The link between spin and shape is worth understanding, not just memorising. A point on the equator travels a full circle of about 40,000 km in 24 hours, so it moves at over 1,600 km/h. A point near the poles travels almost no distance in the same time. This big difference in speed means the centrifugal effect is strongest at the equator and almost zero at the poles.

The result is that surface material is pushed outwards most at the equator, creating the bulge, while the poles stay closer to the centre. If the Earth spun much faster, the bulge would be larger; if it did not spin at all, gravity alone would pull it into a near-perfect sphere. This is why fast-spinning planets like Jupiter and Saturn are even more visibly flattened than the Earth.

This rotation effect also has a small but real impact on gravity. Because a person standing at the equator is both farther from the Earth's centre and partly thrown outward by the spin, the value of acceleration due to gravity (g) is slightly less at the equator than at the poles. The same object therefore weighs a tiny bit more at the poles than at the equator. NDA questions sometimes connect Earth's shape to this difference in g, so it is worth remembering the cause-and-effect chain: rotation → equatorial bulge → greater distance from centre → weaker gravity at the equator.

Key point

Faster rotation → stronger equatorial bulge → greater flattening. Gas giants spin fast and are clearly oblate; the Earth is only slightly oblate.

Worked Example

Worked example

The equatorial radius of the Earth is about 6,378 km and the polar radius is about 6,357 km. By how much does the equatorial diameter exceed the polar diameter?

Equatorial diameter = 2 × 6378 = 12,756 km Polar diameter = 2 × 6357 = 12,714 km Difference = 12,756 − 12,714 Difference = 42 km Answer: the equatorial diameter is about 42 km longer

This single calculation explains the equatorial bulge in a number you can state in the exam. Notice the diameter difference (about 42 km) is exactly twice the radius difference (about 21 km).

Common Mistakes to Avoid

Common mistake

Calling the Earth a “perfect sphere”. It is an oblate spheroid, and most accurately a geoid.

Common mistake

Reversing the radii. The Earth is wider at the equator, so the equatorial radius is the larger one. The poles are flattened, so the polar radius is smaller.

Common mistake

Confusing oblate with prolate.

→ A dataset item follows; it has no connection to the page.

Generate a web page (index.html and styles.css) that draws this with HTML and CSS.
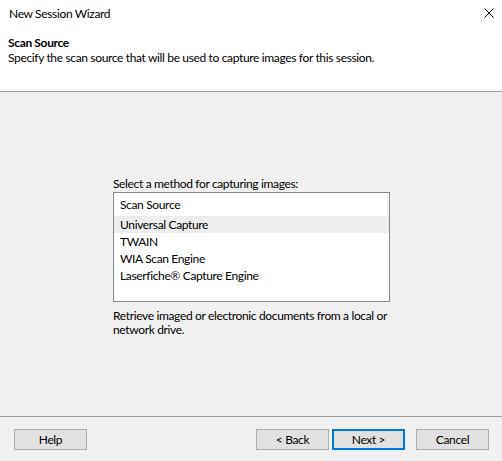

Oblate = flattened at the poles (like the Earth). Prolate = stretched at the poles (like a rugby ball or an egg). The Earth is oblate.

Quick Fact Sheet

Lock these one-liners into memory; each one has appeared in some form in NDA papers.

Exam tip
  • Shape (geometric): oblate spheroid
  • Shape (most accurate): geoid
  • Cause of bulge: rotation / centrifugal effect
  • Predicted polar flattening: Isaac Newton
  • First measured circumference: Eratosthenes
  • Mean radius: 6,371 km
  • Equatorial circumference: about 40,075 km
  • Water vs land: 71% water, 29% land

Previous-Year Style Question

Previous-year style question

Q. The true shape of the Earth is best described as which of the following?

Answer: A geoid — an irregular, Earth-shaped figure. As a simpler geometric model it is an oblate spheroid, bulging at the equator and flattened at the poles due to rotation.

Previous-year style question

Q. Which of the following is NOT a valid proof that the Earth is spherical?

Answer: The occurrence of day and night. Day and night result from the Earth's rotation, not its shape; valid proofs include the circular shadow during a lunar eclipse, ships vanishing hull-first, and the curved horizon from height.

Quick Revision

60-second recap
  • The Earth is an oblate spheroid; its true shape is the geoid.
  • Cause: rotation creates an equatorial bulge and polar flattening, predicted by Newton.
  • Equatorial radius (about 6,378 km) > polar radius (about 6,357 km) by roughly 21 km.
  • Mean radius about 6,371 km; equatorial circumference about 40,075 km.
  • Proofs of roundness: lunar-eclipse shadow, vanishing ships, curved horizon, circumnavigation, space photos.
  • Eratosthenes first measured the Earth's circumference around 240 BCE.

Read this recap a couple of times before the exam and Earth-shape questions become certain marks.

Frequently asked questions

What is the exact shape of the Earth?

The Earth is an oblate spheroid - a sphere flattened at the poles and bulging at the equator. Its most accurate description is the geoid, an irregular Earth-shaped figure used as the reference surface for measuring heights and depths.

Why is the Earth bulged at the equator?

Because the Earth rotates on its axis, the centrifugal effect is strongest at the equator where the spin speed is highest. This pushes surface material outwards, creating the equatorial bulge and flattening the poles.

What is the difference between the equatorial and polar radius of the Earth?

The equatorial radius is about 6,378 km and the polar radius is about 6,357 km, so the equatorial radius is roughly 21 km longer. This difference is the direct result of the equatorial bulge.

What is a geoid in geography?

A geoid is the true, slightly irregular shape of the Earth that the ocean surface would take under gravity alone, ignoring tides and winds. It is the most accurate model of Earth's shape and serves as the reference level for elevations.

Who first measured the circumference of the Earth?

The Greek scholar Eratosthenes measured the Earth's circumference around 240 BCE by comparing the Sun's shadow angles at two Egyptian cities. His estimate was remarkably accurate, which is why he is called the father of geography.